## Instructions for the task:
Write the data out again, character for character, with no images.
━━━━━━━━
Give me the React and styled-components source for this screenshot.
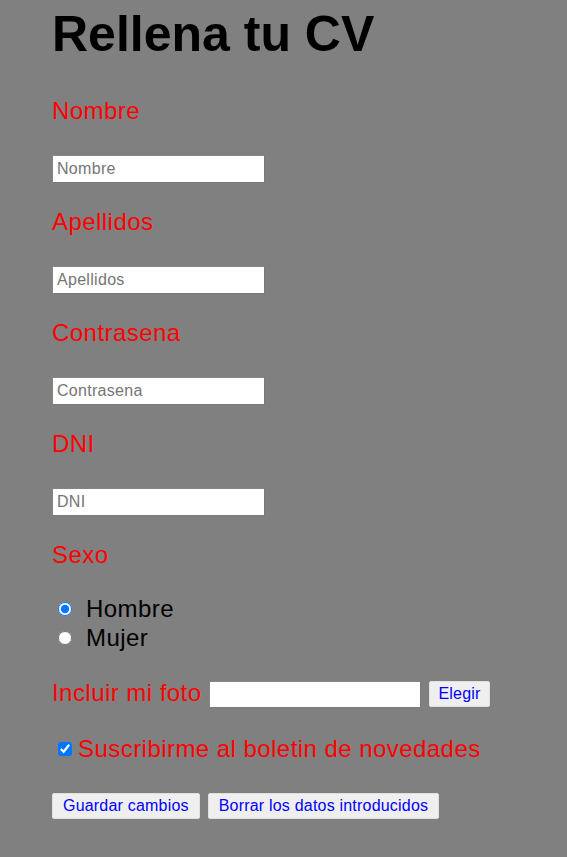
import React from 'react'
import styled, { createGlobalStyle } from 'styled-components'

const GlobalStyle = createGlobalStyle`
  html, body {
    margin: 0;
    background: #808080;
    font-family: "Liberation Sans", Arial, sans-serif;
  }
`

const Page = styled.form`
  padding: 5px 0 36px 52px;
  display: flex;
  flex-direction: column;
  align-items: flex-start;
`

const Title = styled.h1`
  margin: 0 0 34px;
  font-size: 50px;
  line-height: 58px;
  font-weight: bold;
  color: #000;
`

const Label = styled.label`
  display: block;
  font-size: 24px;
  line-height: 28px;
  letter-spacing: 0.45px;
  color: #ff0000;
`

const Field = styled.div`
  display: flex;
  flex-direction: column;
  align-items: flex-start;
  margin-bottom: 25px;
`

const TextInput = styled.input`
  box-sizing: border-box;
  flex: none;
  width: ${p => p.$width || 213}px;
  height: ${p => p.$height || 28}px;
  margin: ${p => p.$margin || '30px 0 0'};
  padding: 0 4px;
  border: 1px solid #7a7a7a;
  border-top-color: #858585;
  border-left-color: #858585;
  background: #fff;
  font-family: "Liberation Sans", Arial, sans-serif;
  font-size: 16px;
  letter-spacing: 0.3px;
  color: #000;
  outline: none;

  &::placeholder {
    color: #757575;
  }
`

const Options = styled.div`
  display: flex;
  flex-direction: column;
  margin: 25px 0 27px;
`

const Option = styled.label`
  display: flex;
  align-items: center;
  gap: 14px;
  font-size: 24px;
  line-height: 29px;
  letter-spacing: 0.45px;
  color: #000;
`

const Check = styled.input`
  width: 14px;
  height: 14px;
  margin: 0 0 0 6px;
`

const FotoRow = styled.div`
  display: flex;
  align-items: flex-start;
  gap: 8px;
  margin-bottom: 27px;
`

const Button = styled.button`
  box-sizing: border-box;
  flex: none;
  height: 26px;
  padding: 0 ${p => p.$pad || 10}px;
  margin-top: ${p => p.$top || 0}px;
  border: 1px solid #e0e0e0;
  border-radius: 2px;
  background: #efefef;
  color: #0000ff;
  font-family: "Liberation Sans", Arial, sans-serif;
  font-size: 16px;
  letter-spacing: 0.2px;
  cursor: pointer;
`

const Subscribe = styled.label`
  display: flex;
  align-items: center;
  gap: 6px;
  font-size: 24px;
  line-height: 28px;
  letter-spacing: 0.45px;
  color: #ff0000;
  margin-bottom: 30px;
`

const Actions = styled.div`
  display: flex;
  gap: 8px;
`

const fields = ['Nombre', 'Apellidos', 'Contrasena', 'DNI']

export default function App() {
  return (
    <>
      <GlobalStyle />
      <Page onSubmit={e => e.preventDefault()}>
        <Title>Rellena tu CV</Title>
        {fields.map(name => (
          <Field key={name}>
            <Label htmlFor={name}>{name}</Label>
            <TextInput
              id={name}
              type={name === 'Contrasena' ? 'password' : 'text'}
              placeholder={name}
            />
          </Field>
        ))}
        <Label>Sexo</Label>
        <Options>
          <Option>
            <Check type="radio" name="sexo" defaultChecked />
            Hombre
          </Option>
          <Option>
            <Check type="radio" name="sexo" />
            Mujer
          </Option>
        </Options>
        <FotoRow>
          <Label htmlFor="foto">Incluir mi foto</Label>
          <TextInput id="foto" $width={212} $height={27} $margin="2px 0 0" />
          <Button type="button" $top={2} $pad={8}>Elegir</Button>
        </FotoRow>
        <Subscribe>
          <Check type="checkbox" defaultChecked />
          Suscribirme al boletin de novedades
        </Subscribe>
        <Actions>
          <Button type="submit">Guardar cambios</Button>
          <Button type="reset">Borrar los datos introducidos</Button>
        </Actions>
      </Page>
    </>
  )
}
━━━━━━━━
## Reply to the task:
Give me the React and styled-components source for this screenshot.
import React from 'react'
import styled, { createGlobalStyle } from 'styled-components'

const GlobalStyle = createGlobalStyle`
  html, body {
    margin: 0;
    background: #808080;
    font-family: "Liberation Sans", Arial, sans-serif;
  }
`

const Page = styled.form`
  padding: 5px 0 36px 52px;
  display: flex;
  flex-direction: column;
  align-items: flex-start;
`

const Title = styled.h1`
  margin: 0 0 34px;
  font-size: 50px;
  line-height: 58px;
  font-weight: bold;
  color: #000;
`

const Label = styled.label`
  display: block;
  font-size: 24px;
  line-height: 28px;
  letter-spacing: 0.45px;
  color: #ff0000;
`

const Field = styled.div`
  display: flex;
  flex-direction: column;
  align-items: flex-start;
  margin-bottom: 25px;
`

const TextInput = styled.input`
  box-sizing: border-box;
  flex: none;
  width: ${p => p.$width || 213}px;
  height: ${p => p.$height || 28}px;
  margin: ${p => p.$margin || '30px 0 0'};
  padding: 0 4px;
  border: 1px solid #7a7a7a;
  border-top-color: #858585;
  border-left-color: #858585;
  background: #fff;
  font-family: "Liberation Sans", Arial, sans-serif;
  font-size: 16px;
  letter-spacing: 0.3px;
  color: #000;
  outline: none;

  &::placeholder {
    color: #757575;
  }
`

const Options = styled.div`
  display: flex;
  flex-direction: column;
  margin: 25px 0 27px;
`

const Option = styled.label`
  display: flex;
  align-items: center;
  gap: 14px;
  font-size: 24px;
  line-height: 29px;
  letter-spacing: 0.45px;
  color: #000;
`

const Check = styled.input`
  width: 14px;
  height: 14px;
  margin: 0 0 0 6px;
`

const FotoRow = styled.div`
  display: flex;
  align-items: flex-start;
  gap: 8px;
  margin-bottom: 27px;
`

const Button = styled.button`
  box-sizing: border-box;
  flex: none;
  height: 26px;
  padding: 0 ${p => p.$pad || 10}px;
  margin-top: ${p => p.$top || 0}px;
  border: 1px solid #e0e0e0;
  border-radius: 2px;
  background: #efefef;
  color: #0000ff;
  font-family: "Liberation Sans", Arial, sans-serif;
  font-size: 16px;
  letter-spacing: 0.2px;
  cursor: pointer;
`

const Subscribe = styled.label`
  display: flex;
  align-items: center;
  gap: 6px;
  font-size: 24px;
  line-height: 28px;
  letter-spacing: 0.45px;
  color: #ff0000;
  margin-bottom: 30px;
`

const Actions = styled.div`
  display: flex;
  gap: 8px;
`

const fields = ['Nombre', 'Apellidos', 'Contrasena', 'DNI']

export default function App() {
  return (
    <>
      <GlobalStyle />
      <Page onSubmit={e => e.preventDefault()}>
        <Title>Rellena tu CV</Title>
        {fields.map(name => (
          <Field key={name}>
            <Label htmlFor={name}>{name}</Label>
            <TextInput
              id={name}
              type={name === 'Contrasena' ? 'password' : 'text'}
              placeholder={name}
            />
          </Field>
        ))}
        <Label>Sexo</Label>
        <Options>
          <Option>
            <Check type="radio" name="sexo" defaultChecked />
            Hombre
          </Option>
          <Option>
            <Check type="radio" name="sexo" />
            Mujer
          </Option>
        </Options>
        <FotoRow>
          <Label htmlFor="foto">Incluir mi foto</Label>
          <TextInput id="foto" $width={212} $height={27} $margin="2px 0 0" />
          <Button type="button" $top={2} $pad={8}>Elegir</Button>
        </FotoRow>
        <Subscribe>
          <Check type="checkbox" defaultChecked />
          Suscribirme al boletin de novedades
        </Subscribe>
        <Actions>
          <Button type="submit">Guardar cambios</Button>
          <Button type="reset">Borrar los datos introducidos</Button>
        </Actions>
      </Page>
    </>
  )
}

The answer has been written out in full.